## Requirements:
Single out each line with the word "Write" and copy it.

## Data shown:
<<<<
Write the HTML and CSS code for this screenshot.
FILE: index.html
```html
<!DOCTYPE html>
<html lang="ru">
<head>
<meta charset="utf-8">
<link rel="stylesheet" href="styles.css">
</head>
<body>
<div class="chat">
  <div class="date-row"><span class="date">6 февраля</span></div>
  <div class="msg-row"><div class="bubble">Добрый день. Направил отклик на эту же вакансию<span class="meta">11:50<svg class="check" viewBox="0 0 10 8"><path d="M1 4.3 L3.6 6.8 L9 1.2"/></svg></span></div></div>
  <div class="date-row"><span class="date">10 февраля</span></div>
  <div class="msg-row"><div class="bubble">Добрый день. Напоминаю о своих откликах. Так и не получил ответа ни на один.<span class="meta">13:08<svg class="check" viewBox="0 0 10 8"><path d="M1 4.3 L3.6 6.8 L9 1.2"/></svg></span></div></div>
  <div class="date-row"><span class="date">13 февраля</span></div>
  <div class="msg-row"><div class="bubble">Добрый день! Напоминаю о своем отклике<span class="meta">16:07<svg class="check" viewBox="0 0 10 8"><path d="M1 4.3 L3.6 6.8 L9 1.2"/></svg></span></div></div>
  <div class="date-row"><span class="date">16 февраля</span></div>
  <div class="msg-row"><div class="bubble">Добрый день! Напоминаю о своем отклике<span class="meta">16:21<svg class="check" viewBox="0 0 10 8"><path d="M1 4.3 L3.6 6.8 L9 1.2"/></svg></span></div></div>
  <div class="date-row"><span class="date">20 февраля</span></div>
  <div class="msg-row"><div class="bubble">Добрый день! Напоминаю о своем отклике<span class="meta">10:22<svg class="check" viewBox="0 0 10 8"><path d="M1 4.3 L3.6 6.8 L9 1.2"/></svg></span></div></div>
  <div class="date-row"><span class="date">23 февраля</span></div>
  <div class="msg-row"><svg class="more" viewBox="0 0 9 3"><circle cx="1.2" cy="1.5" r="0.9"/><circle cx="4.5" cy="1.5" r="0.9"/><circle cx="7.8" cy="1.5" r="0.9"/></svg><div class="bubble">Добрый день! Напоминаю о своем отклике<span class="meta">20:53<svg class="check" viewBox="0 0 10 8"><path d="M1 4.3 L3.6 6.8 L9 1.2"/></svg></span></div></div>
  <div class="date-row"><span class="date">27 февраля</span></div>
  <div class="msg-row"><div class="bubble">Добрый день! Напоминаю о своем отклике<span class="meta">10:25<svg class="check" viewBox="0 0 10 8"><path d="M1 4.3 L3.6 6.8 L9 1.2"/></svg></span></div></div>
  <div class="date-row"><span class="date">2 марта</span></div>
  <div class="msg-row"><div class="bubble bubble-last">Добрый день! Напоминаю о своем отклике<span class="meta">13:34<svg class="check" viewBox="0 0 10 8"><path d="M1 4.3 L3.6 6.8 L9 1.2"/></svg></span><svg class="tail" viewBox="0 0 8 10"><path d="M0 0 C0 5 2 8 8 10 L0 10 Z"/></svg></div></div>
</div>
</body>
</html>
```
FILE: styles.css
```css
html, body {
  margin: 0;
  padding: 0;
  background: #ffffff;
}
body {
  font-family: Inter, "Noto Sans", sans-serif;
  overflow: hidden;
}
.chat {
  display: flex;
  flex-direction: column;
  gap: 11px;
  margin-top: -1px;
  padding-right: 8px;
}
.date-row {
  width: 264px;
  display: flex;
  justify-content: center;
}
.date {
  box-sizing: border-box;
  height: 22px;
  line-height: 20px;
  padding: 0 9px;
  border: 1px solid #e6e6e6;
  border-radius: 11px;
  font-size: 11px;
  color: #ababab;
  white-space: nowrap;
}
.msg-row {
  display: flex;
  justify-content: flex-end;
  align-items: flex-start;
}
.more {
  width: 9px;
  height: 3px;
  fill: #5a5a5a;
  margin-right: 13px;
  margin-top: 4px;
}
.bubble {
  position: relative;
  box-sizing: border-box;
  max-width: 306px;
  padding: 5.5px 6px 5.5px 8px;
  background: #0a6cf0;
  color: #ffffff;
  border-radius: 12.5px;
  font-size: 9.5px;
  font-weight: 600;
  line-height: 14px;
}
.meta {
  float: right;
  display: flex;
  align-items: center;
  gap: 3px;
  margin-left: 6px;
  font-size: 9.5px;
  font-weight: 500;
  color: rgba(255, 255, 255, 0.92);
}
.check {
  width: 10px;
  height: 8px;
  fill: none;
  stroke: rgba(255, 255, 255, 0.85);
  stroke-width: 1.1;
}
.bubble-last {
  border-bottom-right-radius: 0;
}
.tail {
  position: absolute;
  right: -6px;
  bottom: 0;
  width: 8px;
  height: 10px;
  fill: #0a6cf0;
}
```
>>>>
<<<<
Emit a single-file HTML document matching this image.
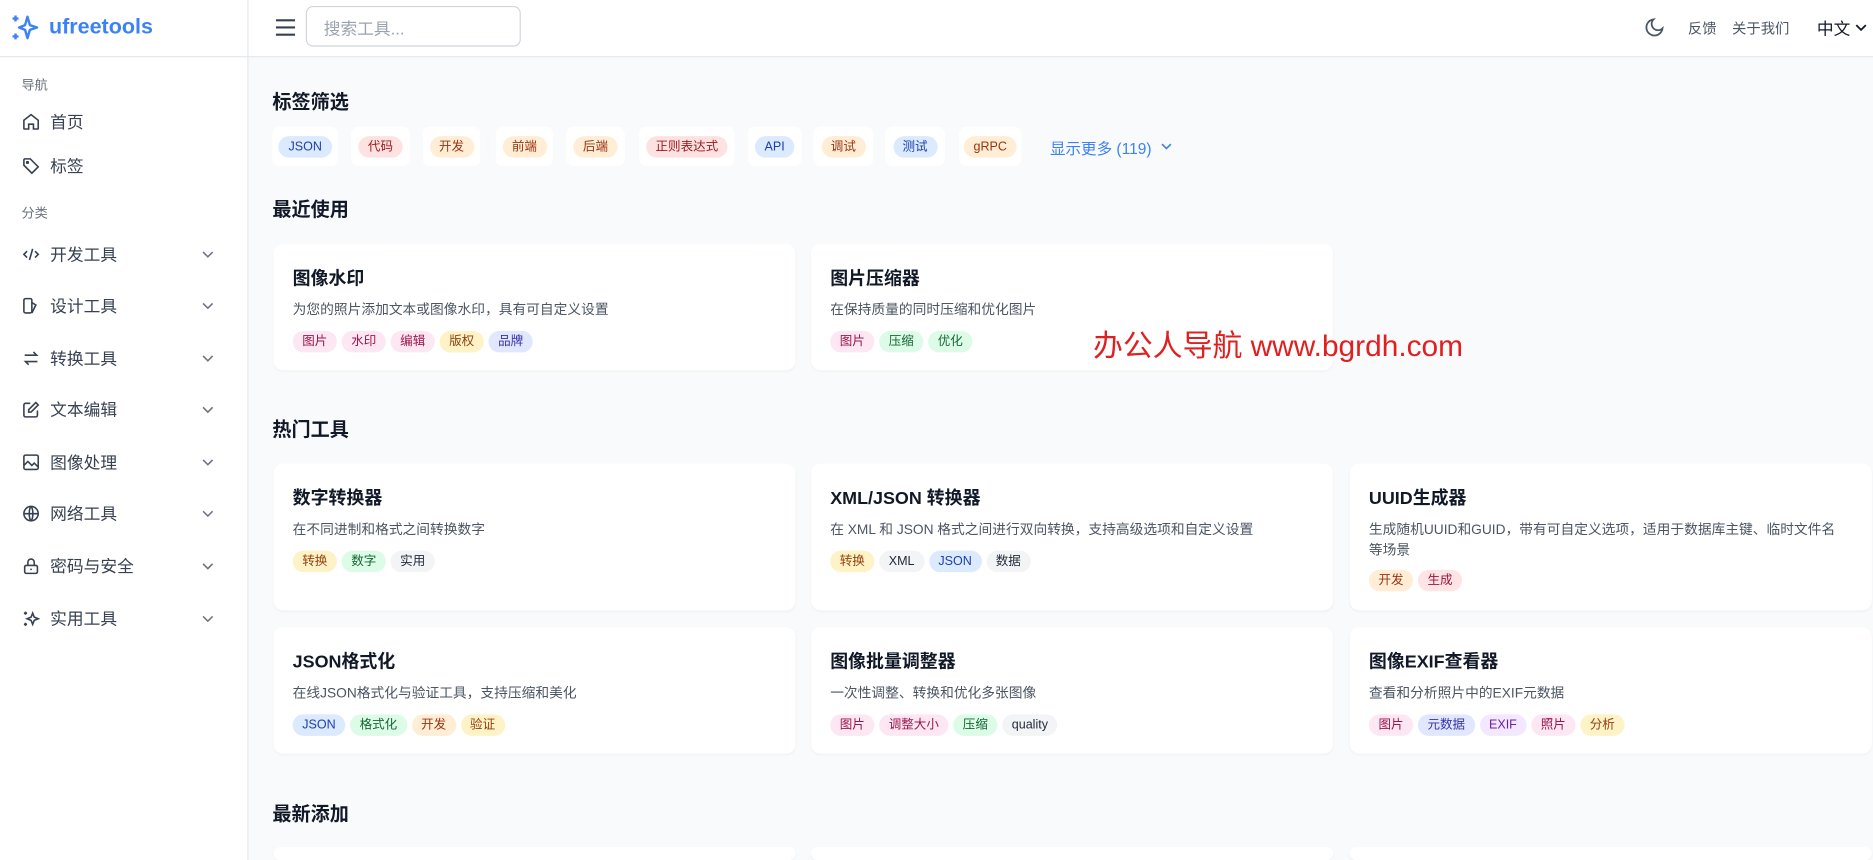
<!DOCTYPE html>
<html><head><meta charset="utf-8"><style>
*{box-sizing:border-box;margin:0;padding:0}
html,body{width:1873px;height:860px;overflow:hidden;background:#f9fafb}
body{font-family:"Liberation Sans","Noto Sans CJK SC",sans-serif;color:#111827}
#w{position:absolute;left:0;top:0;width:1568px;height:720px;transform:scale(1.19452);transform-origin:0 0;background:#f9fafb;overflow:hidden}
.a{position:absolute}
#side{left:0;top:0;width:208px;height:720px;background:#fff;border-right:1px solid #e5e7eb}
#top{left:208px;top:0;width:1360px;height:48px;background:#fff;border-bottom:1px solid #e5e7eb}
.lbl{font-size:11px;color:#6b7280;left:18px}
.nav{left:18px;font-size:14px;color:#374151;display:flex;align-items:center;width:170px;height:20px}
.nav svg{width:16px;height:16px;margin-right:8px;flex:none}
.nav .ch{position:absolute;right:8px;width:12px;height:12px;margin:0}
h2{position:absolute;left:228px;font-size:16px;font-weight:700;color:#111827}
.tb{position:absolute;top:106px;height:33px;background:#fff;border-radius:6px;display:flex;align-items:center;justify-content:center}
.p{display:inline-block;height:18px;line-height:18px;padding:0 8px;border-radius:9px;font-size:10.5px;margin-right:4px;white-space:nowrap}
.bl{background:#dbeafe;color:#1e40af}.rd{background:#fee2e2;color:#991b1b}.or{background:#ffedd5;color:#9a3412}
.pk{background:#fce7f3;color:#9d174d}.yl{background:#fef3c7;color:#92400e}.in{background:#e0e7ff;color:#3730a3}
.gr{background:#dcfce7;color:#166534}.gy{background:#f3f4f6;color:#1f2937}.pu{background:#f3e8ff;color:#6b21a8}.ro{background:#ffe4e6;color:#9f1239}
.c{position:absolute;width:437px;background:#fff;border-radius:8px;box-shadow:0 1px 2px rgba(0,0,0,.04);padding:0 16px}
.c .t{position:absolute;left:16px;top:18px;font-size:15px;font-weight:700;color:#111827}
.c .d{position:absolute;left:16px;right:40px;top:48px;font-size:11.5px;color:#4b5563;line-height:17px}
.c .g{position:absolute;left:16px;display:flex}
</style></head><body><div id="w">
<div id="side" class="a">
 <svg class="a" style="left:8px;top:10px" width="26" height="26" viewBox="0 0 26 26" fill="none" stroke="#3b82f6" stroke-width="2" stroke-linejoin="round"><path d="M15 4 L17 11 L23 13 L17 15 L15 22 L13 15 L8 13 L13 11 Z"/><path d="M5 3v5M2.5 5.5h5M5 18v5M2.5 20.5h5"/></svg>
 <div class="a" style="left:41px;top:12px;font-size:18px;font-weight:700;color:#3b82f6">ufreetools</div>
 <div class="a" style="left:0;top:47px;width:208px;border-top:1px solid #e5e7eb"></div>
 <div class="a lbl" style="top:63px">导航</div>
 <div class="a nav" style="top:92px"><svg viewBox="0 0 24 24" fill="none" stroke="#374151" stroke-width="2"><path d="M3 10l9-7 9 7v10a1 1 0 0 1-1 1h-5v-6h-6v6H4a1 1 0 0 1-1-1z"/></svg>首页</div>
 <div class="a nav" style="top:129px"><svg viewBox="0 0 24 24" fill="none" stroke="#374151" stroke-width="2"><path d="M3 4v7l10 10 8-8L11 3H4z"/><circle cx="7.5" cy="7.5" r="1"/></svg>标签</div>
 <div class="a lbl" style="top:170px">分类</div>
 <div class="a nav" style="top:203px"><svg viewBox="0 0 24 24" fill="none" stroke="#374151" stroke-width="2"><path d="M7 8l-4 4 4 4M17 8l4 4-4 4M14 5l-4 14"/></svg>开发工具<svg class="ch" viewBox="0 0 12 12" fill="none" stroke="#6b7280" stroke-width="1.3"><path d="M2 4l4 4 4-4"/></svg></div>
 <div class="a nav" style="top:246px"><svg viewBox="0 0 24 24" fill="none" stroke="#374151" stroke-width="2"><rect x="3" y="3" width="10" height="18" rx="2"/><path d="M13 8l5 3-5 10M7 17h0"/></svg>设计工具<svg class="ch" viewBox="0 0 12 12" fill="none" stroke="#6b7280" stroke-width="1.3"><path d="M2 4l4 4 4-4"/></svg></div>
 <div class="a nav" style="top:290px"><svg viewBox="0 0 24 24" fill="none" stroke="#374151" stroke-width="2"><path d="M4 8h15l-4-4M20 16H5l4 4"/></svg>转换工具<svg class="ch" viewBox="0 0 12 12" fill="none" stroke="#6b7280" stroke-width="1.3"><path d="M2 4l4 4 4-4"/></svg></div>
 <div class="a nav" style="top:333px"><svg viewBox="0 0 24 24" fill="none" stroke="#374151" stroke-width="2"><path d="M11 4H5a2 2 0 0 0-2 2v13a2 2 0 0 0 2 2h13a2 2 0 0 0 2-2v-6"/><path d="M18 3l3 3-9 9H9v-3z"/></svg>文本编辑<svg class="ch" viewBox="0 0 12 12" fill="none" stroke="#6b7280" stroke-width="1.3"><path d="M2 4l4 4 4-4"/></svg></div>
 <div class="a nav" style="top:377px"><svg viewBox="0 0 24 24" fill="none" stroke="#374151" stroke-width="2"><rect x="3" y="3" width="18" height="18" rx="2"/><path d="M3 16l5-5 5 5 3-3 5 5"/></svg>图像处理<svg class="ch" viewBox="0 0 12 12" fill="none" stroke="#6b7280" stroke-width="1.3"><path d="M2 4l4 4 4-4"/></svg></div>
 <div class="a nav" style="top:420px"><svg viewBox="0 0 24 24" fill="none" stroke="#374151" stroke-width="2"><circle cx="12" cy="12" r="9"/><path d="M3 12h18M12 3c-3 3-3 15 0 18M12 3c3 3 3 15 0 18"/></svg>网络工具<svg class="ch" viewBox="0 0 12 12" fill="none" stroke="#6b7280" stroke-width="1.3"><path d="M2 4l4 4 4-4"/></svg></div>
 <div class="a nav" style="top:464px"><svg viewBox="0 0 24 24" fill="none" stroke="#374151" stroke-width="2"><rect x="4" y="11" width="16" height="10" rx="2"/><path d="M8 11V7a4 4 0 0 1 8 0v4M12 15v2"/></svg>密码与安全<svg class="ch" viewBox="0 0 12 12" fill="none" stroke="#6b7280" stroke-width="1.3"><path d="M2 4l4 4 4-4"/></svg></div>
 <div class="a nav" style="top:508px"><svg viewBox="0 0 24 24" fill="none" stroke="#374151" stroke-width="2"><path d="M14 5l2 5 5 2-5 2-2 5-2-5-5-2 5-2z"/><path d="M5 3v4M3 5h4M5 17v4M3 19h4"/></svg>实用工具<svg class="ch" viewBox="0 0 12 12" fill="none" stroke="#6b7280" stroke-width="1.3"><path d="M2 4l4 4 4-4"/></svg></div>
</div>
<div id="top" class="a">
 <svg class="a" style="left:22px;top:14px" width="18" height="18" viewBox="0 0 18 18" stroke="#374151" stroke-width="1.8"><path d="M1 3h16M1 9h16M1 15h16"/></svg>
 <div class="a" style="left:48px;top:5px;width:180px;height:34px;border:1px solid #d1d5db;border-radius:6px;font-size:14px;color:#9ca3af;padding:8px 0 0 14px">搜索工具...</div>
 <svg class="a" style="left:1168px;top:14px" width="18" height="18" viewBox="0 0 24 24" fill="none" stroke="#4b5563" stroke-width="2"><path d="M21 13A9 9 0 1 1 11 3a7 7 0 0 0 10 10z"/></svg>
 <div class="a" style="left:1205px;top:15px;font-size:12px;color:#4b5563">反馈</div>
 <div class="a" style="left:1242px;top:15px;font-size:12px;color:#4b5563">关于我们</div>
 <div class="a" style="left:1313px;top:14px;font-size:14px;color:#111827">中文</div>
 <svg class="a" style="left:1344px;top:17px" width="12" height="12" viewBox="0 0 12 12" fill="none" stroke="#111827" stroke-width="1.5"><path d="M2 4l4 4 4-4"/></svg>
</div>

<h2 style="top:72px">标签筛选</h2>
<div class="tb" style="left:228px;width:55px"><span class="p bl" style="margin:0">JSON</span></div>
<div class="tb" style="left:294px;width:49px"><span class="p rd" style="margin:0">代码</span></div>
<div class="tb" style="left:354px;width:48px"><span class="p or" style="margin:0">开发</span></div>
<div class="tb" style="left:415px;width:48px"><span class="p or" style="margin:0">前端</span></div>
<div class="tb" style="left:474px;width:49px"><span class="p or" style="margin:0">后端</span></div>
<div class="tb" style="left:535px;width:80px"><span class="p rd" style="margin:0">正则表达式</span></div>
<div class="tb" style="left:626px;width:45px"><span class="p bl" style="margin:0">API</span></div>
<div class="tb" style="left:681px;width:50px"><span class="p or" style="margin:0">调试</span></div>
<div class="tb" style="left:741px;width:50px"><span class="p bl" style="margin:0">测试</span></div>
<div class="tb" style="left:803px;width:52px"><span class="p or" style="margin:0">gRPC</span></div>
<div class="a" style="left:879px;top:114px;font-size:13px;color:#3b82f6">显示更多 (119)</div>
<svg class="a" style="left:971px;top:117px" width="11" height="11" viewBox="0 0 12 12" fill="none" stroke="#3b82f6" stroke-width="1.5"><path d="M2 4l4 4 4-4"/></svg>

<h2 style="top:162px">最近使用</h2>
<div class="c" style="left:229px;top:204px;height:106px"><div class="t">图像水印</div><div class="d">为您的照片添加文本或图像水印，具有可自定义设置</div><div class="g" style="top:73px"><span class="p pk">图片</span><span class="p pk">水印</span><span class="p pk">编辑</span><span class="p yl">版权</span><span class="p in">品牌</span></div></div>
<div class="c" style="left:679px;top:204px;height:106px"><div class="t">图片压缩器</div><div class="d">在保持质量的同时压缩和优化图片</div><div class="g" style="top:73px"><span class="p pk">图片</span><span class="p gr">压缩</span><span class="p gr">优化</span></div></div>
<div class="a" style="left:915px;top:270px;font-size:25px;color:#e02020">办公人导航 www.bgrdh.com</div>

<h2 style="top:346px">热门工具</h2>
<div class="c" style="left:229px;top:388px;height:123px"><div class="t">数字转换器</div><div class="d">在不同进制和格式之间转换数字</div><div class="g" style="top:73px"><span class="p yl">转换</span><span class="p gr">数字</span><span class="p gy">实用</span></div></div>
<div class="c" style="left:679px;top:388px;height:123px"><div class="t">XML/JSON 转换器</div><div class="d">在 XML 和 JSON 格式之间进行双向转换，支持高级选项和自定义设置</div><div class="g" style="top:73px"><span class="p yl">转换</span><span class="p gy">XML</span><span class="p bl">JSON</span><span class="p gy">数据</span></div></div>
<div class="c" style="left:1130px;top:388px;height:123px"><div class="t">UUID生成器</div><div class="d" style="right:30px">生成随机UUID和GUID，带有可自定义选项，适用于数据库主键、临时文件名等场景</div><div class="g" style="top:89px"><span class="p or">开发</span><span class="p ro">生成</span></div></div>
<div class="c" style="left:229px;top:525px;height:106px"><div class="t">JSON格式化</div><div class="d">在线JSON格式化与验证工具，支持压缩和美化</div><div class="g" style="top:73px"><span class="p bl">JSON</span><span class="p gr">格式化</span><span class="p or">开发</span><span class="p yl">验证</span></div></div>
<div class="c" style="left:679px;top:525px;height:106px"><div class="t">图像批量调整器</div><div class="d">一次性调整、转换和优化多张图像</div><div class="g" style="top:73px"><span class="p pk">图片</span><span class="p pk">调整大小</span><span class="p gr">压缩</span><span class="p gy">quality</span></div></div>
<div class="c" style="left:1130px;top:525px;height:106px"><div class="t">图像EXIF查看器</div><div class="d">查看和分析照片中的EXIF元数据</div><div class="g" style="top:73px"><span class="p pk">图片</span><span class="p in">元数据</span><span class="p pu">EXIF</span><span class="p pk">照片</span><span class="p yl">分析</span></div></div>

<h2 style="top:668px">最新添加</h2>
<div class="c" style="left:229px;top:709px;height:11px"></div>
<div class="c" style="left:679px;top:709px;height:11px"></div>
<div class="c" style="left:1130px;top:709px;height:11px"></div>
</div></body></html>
>>>>
<<<<
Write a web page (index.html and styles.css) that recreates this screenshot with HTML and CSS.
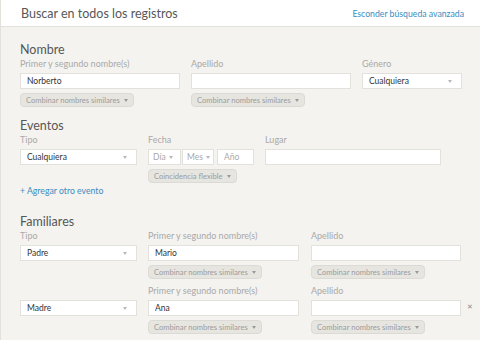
>>>>
## Task response:
Write the HTML and CSS code for this screenshot.
Write a web page (index.html and styles.css) that recreates this screenshot with HTML and CSS.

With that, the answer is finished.